• _Data shown_

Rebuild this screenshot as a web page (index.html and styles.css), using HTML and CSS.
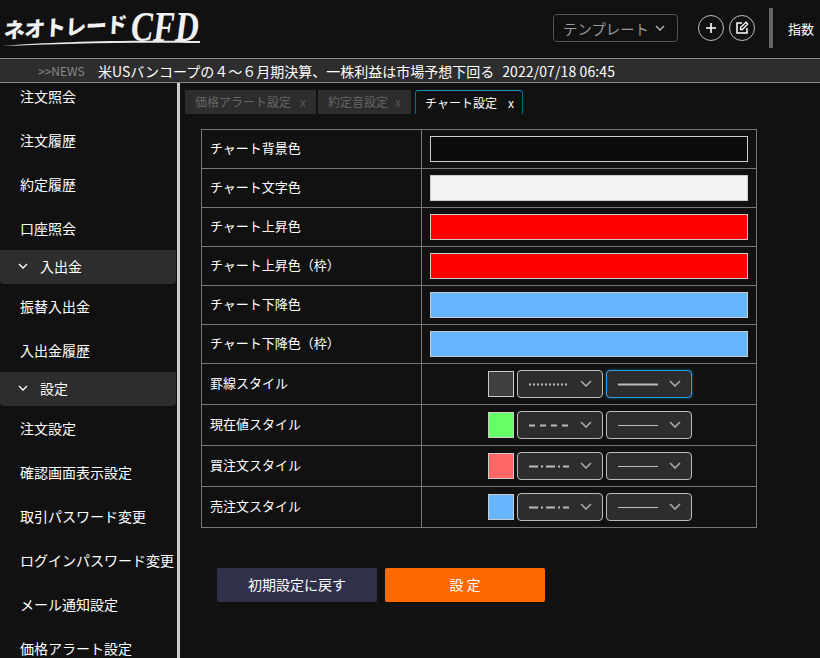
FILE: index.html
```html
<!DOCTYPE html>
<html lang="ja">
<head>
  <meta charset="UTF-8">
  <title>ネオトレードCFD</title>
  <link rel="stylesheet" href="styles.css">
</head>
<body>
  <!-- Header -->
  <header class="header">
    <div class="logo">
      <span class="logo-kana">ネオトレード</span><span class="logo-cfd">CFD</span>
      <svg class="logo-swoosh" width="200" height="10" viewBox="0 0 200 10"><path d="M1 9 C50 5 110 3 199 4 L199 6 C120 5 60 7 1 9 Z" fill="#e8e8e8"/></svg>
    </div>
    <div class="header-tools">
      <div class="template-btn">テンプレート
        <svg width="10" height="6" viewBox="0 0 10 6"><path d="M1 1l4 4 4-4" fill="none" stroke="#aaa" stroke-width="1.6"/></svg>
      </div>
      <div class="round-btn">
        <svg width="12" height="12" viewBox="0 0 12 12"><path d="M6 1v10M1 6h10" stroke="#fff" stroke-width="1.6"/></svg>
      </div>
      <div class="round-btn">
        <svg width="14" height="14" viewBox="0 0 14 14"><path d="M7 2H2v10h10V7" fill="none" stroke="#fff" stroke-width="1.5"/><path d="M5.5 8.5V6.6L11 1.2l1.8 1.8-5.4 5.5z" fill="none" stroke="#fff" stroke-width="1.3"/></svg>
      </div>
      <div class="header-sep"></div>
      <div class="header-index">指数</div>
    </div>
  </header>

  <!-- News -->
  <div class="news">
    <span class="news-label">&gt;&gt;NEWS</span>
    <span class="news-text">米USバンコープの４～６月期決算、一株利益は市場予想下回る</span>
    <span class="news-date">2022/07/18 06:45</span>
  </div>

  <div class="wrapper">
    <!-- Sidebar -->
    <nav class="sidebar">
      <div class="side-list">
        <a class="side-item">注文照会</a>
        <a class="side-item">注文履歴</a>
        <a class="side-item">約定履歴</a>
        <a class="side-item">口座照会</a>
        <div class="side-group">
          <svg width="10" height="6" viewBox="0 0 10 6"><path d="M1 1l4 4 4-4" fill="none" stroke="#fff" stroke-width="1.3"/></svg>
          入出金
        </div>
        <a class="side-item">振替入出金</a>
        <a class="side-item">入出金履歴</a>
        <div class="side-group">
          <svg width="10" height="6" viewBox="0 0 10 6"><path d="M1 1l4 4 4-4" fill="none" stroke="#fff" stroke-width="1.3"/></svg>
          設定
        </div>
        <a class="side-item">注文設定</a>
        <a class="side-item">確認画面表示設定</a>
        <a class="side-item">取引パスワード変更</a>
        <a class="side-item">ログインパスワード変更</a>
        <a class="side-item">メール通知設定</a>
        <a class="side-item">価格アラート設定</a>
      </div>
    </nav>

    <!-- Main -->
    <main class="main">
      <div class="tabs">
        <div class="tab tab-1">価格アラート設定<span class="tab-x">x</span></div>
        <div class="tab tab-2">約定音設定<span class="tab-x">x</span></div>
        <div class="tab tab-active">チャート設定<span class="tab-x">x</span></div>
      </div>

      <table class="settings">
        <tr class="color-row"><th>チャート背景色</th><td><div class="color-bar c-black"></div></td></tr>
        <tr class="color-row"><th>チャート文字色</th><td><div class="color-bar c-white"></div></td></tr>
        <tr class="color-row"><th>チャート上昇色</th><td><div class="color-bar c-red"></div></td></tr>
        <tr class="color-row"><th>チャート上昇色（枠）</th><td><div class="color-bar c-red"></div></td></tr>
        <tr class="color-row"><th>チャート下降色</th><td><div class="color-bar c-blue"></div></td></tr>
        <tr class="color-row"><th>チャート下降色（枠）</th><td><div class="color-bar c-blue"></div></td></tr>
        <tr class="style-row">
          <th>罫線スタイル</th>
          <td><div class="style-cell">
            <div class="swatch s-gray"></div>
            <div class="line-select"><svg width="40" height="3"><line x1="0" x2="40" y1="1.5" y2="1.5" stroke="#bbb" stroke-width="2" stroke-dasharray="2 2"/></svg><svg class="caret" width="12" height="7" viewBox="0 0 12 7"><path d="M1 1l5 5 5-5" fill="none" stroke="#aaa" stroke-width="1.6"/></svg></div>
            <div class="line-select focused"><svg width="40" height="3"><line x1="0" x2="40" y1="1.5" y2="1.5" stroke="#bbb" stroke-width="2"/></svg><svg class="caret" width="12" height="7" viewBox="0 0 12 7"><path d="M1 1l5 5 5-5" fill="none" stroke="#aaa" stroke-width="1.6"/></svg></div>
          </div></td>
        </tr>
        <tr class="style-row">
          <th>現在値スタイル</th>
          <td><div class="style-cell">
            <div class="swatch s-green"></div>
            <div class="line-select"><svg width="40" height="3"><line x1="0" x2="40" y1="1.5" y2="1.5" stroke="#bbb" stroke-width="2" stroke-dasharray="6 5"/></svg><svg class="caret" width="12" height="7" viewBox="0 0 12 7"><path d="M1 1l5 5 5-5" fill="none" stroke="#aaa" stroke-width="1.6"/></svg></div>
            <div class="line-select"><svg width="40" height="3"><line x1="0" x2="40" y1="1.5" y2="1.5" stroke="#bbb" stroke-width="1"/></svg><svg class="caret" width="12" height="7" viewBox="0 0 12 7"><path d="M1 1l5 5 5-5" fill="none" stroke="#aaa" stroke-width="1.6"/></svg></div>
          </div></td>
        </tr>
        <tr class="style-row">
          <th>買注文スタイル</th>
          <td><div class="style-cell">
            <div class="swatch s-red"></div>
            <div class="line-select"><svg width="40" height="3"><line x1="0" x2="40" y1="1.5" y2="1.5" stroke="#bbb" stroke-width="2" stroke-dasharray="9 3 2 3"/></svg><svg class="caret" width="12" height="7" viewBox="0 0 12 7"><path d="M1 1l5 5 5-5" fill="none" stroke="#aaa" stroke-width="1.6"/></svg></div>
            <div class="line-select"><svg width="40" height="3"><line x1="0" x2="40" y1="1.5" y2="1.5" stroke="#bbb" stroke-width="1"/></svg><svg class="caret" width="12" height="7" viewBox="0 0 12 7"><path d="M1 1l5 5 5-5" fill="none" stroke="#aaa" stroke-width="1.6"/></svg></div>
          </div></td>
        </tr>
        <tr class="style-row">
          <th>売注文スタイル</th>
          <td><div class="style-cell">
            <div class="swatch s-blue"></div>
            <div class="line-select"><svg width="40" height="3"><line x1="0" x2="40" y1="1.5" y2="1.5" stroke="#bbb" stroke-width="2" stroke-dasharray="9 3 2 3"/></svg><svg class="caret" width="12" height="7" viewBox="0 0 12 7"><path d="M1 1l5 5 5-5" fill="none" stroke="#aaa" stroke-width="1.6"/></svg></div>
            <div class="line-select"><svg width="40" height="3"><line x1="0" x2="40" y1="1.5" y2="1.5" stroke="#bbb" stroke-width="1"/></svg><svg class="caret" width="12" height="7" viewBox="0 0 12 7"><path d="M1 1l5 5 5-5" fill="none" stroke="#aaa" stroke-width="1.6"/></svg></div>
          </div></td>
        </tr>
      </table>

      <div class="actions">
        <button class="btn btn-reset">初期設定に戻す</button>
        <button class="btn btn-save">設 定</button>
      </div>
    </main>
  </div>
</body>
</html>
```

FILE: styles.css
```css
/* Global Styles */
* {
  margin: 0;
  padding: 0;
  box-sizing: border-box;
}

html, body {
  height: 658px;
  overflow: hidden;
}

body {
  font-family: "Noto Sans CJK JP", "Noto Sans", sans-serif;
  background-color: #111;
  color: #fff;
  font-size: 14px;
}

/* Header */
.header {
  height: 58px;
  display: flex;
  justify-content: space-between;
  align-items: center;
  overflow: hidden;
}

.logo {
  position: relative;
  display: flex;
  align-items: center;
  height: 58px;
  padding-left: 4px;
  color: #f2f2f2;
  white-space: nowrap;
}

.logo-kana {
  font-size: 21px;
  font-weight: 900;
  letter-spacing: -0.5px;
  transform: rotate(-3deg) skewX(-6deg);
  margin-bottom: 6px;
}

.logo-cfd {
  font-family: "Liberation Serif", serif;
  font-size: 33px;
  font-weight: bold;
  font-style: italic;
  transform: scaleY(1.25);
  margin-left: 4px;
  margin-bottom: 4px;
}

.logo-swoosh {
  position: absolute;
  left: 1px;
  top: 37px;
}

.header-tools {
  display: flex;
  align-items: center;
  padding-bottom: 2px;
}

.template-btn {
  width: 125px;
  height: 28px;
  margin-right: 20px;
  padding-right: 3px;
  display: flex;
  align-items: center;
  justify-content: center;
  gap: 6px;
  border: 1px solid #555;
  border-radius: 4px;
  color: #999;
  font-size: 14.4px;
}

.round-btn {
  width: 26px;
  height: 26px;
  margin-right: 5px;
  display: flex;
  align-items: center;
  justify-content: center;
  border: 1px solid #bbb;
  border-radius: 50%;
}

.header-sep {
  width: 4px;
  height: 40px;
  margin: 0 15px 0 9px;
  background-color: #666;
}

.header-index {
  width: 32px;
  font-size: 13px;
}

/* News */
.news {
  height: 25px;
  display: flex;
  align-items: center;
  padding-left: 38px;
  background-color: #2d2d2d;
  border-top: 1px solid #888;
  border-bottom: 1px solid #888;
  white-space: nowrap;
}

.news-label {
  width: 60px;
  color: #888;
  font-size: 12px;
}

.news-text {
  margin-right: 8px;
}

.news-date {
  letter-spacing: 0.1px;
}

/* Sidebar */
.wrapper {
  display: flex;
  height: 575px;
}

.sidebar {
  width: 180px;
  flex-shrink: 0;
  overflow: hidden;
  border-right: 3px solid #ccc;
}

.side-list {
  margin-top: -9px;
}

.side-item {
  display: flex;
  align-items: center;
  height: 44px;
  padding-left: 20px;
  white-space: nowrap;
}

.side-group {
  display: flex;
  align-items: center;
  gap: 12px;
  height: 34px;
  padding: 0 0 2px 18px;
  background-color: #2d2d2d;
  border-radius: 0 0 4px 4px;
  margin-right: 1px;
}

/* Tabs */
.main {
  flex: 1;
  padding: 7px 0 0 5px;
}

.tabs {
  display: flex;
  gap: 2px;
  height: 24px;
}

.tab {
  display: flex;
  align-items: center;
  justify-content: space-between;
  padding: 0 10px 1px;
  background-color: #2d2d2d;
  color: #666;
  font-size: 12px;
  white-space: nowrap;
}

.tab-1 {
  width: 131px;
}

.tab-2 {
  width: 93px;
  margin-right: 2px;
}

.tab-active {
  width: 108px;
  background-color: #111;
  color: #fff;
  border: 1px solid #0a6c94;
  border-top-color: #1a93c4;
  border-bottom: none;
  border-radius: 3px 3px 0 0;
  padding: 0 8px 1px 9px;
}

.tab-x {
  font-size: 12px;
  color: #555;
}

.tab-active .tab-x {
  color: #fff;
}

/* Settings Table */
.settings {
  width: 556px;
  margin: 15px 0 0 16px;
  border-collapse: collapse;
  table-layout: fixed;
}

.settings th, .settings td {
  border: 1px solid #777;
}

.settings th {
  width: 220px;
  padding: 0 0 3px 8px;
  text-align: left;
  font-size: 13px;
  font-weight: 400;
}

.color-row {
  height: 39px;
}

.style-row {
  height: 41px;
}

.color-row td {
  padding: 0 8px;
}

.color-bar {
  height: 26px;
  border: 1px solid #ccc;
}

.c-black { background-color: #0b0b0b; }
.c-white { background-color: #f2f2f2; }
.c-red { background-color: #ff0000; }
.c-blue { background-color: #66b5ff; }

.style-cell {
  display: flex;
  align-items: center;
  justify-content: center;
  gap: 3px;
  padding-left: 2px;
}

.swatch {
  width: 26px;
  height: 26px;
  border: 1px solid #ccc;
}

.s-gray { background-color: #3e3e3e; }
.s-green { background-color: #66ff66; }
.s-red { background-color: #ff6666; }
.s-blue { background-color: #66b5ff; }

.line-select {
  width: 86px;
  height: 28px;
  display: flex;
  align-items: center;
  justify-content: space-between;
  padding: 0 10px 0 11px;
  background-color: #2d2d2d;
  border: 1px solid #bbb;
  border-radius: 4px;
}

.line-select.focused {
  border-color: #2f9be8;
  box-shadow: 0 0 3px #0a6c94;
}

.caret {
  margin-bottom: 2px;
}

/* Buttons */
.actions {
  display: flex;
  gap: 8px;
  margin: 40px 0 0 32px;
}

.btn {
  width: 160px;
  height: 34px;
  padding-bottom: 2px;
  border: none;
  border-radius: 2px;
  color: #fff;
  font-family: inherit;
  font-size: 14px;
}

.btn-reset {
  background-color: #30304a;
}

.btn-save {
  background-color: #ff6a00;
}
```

• _Stated exercise_
Leave out every line without the string "index" and copy the rest.

• _Solution to the problem_
Rebuild this screenshot as a web page (index.html and styles.css), using HTML and CSS.
FILE: index.html
      <div class="header-index">指数</div>
.header-index {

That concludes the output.